Same city. Same ZIP code. Two completely different real estate markets unfolding side by side in Watertown.
By The Watertown Post – Real Estate
At first glance, the Watertown–Fort Drum housing market looks stable. Prices aren’t crashing. Homes are still selling. Rents remain strong. But look closer—especially inside ZIP code 13601—and a set of unusual patterns begins to emerge.
Local real estate right now isn’t behaving like one market. It’s behaving like two overlapping markets, operating under different rules, serving different buyers, and producing contradictory data depending on where—and what—you’re measuring.
A Market That Can’t Agree With Itself
Some datasets show home prices flat or slightly down year over year.
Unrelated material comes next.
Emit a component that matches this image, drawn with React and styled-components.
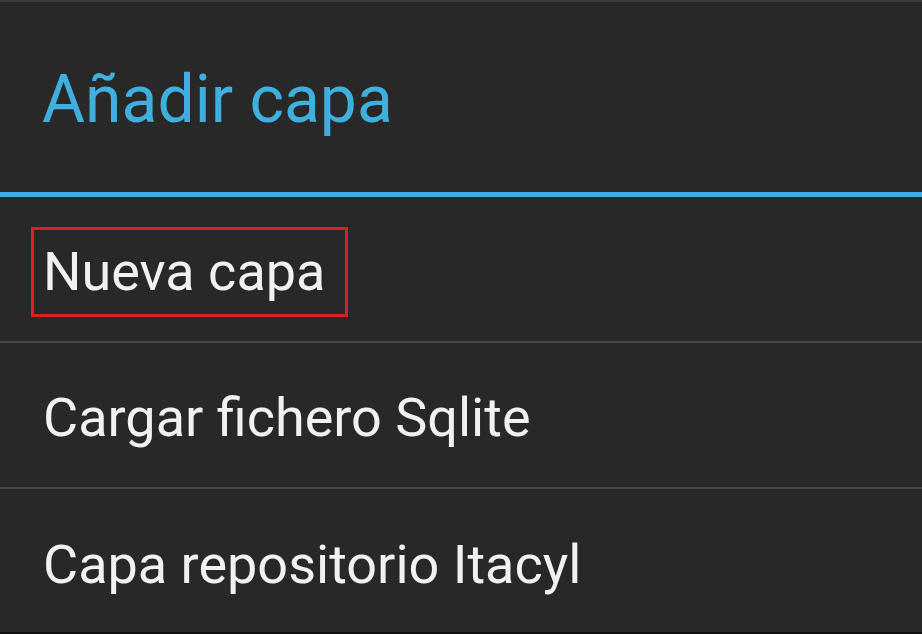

Others show double-digit gains. Both are technically correct.
The explanation isn’t mystery—it’s segmentation.
Move-in-ready homes, particularly those near Fort Drum commuting routes or in stable city neighborhoods, are selling quickly and often at or above asking price. Meanwhile, older housing stock—properties needing major updates, mechanical work, or layout changes—is lingering, sometimes selling below list or after price cuts.
That split is wide enough that median prices fluctuate based on what type of home sells in a given month, not because the overall market is rising or falling uniformly.
In other words: the average price is less meaningful than it looks.
Over-Ask and Under-Ask at the Same Time
One of the more unusual signals locally is the high percentage of homes selling both over list and under list during the same period.
That’s not typical in a truly hot market, where over-ask dominates, or a cold market, where under-ask rules. It’s a sign of pricing uncertainty, where sellers and agents are testing the ceiling—and buyers are choosing carefully.
Homes that are priced correctly, updated, and located well are being rewarded. Homes that aren’t are being quietly discounted.
Rents Are Doing the Heavy Lifting
While home prices argue with each other, rents are sending a clearer message: upward pressure.
Rental rates in and around Watertown have been rising faster than home values, a pattern strongly influenced by Fort Drum. Annual increases in Basic Allowance for Housing (BAH) don’t just affect soldiers—they ripple outward into the civilian rental market.
This creates a quiet distortion:
- Investors see stronger cash flow potential.
- Entry-level buyers find themselves competing with landlords.
- Long-term renters face steady increases even when home prices appear “flat.”
When rents outpace prices, the market isn’t cooling—it’s re-allocating.
The Comp Problem No One Talks About
Another anomaly sits deeper in the data: non-arm’s-length sales.
Public records regularly show $1 transfers, estate restructurings, family conveyances, and LLC-to-LLC moves. These aren’t true market sales, but they often get mixed into automated valuations and neighborhood statistics.
The result? Comps that look softer—or stranger—than reality, especially in small sample neighborhoods. For buyers and sellers relying solely on automated estimates, this can mean mispricing by tens of thousands of dollars.
Investor Footprints Are Localized, Not Universal
Despite talk of “outside investors,” activity isn’t evenly spread across Watertown or Jefferson County.
Entity purchases cluster:
- near Fort Drum access corridors,
- in rental-heavy city blocks,
- and in properties sized for quick turnover rather than long-term ownership.
This creates micro-markets where prices, rents, and expectations diverge sharply from nearby streets just a few blocks away.
What This Means for Watertown
The takeaway isn’t that the market is broken. It’s that it’s uneven—and increasingly sensitive to condition, location, and use.
Watertown doesn’t have one housing market anymore. It has:
- a turnkey market,
- a rehab market,
- a military-adjacent rental market,
- and a long-term owner market,
all overlapping inside the same ZIP code.
For buyers, that means averages lie.
For sellers, pricing strategy matters more than ever.
For policymakers, it raises real questions about affordability, rental pressure, and neighborhood stability.
And for anyone watching Watertown’s future, the anomalies aren’t warning signs of collapse—they’re signs of a market quietly reshaping itself.
The numbers don’t scream. They whisper. And right now, they’re saying: pay attention.